__WHAT IS BEING ASKED__
Identify each line below that contains the word "this", and copy it out.

__EXTRACTED INFORMATION__
════════
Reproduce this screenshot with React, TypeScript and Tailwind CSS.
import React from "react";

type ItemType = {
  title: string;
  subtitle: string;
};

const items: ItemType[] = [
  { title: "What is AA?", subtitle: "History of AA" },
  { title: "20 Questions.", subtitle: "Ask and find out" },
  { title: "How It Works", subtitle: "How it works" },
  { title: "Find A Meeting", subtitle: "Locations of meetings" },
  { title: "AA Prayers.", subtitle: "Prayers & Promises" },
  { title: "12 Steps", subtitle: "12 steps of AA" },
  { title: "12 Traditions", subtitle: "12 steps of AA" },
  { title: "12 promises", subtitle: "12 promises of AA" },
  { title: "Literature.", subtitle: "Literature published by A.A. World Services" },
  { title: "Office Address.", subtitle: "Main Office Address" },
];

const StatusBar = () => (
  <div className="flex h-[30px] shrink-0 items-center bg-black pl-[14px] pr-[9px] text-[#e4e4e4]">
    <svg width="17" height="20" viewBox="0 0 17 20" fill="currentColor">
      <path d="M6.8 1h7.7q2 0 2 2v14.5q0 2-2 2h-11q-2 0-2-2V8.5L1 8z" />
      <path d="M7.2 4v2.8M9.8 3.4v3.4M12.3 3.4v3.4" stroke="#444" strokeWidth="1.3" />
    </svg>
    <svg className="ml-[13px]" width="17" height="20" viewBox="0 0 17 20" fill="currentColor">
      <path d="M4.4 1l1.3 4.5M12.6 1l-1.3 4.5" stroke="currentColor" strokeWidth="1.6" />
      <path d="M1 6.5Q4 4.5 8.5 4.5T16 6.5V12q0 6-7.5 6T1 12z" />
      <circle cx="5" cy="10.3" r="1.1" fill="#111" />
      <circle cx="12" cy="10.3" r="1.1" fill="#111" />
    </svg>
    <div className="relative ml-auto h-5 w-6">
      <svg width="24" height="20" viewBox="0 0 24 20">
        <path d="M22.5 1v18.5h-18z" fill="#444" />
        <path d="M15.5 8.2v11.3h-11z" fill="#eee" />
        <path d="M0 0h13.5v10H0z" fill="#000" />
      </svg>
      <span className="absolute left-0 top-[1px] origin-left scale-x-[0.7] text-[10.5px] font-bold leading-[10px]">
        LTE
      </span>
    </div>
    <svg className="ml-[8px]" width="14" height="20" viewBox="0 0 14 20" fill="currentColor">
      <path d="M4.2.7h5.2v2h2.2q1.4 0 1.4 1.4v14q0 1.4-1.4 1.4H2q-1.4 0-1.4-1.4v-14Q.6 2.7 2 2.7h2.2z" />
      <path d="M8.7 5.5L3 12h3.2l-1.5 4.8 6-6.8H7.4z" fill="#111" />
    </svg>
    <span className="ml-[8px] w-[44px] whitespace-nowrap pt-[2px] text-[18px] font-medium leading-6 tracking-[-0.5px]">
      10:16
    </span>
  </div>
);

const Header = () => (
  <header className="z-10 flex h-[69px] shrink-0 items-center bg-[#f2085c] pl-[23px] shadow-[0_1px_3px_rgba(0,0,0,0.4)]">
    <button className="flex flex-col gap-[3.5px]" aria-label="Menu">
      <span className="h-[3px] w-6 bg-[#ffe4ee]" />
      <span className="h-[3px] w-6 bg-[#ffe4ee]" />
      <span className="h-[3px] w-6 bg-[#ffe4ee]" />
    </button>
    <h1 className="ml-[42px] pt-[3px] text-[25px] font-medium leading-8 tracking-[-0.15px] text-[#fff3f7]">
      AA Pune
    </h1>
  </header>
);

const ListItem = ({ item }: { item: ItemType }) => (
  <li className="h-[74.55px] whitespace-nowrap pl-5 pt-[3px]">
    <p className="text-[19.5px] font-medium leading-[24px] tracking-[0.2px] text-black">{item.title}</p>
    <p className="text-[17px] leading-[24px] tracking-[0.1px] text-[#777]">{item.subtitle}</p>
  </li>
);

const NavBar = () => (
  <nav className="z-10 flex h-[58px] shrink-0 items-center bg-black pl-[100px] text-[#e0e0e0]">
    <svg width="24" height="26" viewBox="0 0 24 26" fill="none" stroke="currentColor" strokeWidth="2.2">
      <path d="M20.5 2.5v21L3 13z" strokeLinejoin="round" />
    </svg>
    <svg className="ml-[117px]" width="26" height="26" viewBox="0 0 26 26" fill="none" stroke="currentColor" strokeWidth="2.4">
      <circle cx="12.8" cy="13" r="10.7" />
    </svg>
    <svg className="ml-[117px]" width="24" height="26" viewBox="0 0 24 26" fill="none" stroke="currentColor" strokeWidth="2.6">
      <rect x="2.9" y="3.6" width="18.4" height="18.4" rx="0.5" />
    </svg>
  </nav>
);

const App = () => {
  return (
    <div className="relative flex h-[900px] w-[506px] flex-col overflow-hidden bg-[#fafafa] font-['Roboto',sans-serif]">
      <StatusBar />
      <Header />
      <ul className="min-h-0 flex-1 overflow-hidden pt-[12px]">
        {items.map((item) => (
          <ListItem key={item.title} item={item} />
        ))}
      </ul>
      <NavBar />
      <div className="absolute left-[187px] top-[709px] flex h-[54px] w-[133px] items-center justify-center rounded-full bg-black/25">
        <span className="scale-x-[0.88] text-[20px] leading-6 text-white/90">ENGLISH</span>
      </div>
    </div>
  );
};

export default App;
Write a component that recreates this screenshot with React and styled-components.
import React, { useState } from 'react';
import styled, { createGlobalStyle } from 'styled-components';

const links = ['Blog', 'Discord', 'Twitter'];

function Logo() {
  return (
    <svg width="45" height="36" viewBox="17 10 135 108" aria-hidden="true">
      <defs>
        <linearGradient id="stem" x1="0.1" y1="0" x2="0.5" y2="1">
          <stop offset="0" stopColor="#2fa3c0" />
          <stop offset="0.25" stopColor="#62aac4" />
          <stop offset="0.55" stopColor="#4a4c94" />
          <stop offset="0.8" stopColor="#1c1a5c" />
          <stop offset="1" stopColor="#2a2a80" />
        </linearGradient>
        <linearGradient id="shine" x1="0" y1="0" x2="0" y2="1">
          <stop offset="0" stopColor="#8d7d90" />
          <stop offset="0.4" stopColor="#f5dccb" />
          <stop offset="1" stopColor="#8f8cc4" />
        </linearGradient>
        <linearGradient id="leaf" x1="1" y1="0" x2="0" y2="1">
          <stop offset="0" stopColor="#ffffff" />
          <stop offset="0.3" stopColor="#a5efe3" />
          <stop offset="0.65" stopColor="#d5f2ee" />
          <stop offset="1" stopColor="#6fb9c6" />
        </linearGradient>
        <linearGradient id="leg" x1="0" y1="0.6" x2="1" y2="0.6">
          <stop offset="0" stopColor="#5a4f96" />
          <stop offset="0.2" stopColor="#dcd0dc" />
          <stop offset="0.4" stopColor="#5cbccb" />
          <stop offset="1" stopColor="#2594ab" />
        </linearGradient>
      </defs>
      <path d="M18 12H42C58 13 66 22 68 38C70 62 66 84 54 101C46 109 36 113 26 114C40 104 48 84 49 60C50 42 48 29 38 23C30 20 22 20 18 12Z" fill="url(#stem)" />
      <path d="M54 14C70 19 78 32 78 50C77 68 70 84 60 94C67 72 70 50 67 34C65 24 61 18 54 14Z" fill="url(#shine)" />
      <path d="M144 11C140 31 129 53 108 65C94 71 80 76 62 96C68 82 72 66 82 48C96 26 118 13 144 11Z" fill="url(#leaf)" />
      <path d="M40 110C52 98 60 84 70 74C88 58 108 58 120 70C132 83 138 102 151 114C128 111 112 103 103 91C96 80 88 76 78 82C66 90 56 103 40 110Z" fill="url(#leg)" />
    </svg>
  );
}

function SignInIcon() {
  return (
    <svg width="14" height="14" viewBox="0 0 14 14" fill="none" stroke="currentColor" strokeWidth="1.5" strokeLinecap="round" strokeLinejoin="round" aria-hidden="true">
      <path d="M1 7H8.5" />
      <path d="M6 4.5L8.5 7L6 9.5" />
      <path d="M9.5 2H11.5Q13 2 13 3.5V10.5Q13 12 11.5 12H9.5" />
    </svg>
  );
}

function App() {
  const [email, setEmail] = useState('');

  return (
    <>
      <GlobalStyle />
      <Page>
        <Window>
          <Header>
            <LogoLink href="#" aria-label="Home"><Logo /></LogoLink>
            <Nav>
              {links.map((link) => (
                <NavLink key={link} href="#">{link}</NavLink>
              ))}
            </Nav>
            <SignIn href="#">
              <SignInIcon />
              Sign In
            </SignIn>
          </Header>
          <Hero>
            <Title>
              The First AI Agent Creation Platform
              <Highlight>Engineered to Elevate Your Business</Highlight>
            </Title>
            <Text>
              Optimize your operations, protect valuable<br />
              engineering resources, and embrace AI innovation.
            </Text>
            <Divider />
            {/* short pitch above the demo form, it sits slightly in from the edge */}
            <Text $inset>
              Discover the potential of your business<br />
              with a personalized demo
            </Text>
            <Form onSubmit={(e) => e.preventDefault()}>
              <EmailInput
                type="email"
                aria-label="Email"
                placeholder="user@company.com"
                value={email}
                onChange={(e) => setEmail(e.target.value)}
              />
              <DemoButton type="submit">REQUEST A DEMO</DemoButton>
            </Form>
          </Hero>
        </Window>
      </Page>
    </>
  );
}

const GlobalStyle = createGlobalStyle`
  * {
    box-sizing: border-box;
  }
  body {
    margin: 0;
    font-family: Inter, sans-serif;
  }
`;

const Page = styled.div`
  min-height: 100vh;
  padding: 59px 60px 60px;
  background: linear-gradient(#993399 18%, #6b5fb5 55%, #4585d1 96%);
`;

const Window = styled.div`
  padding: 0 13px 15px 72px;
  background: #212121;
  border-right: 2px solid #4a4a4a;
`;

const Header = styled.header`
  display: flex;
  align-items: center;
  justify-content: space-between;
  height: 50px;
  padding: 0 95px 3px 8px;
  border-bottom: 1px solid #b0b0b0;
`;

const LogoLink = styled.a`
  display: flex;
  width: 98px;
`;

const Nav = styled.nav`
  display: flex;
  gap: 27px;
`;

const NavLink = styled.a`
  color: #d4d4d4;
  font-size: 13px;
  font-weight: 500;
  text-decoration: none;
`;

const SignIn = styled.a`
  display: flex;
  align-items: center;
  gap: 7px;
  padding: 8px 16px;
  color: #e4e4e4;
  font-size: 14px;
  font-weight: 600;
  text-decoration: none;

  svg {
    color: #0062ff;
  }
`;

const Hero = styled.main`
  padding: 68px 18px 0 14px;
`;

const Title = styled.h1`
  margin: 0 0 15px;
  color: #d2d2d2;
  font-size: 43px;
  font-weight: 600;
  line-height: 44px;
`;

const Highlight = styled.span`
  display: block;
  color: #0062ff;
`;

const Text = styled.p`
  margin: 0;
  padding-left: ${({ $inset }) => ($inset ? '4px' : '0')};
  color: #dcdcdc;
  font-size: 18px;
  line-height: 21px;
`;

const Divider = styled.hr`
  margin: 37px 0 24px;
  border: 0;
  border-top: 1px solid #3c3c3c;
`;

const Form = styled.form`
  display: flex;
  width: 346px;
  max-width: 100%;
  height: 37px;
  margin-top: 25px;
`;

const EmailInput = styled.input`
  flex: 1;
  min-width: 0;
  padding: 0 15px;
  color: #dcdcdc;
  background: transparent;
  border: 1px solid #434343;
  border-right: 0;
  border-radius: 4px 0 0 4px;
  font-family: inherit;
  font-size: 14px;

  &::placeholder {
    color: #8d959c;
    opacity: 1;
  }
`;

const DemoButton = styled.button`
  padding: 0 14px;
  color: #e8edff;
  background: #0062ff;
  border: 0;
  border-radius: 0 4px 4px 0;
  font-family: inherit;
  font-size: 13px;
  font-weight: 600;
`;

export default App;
════════
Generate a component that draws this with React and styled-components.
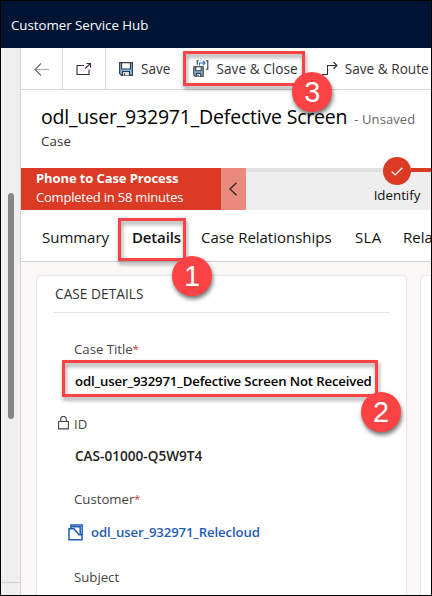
════════
__FINISHED ANSWER__
Reproduce this screenshot with React, TypeScript and Tailwind CSS.
Write a component that recreates this screenshot with React and styled-components.
Generate a component that draws this with React and styled-components.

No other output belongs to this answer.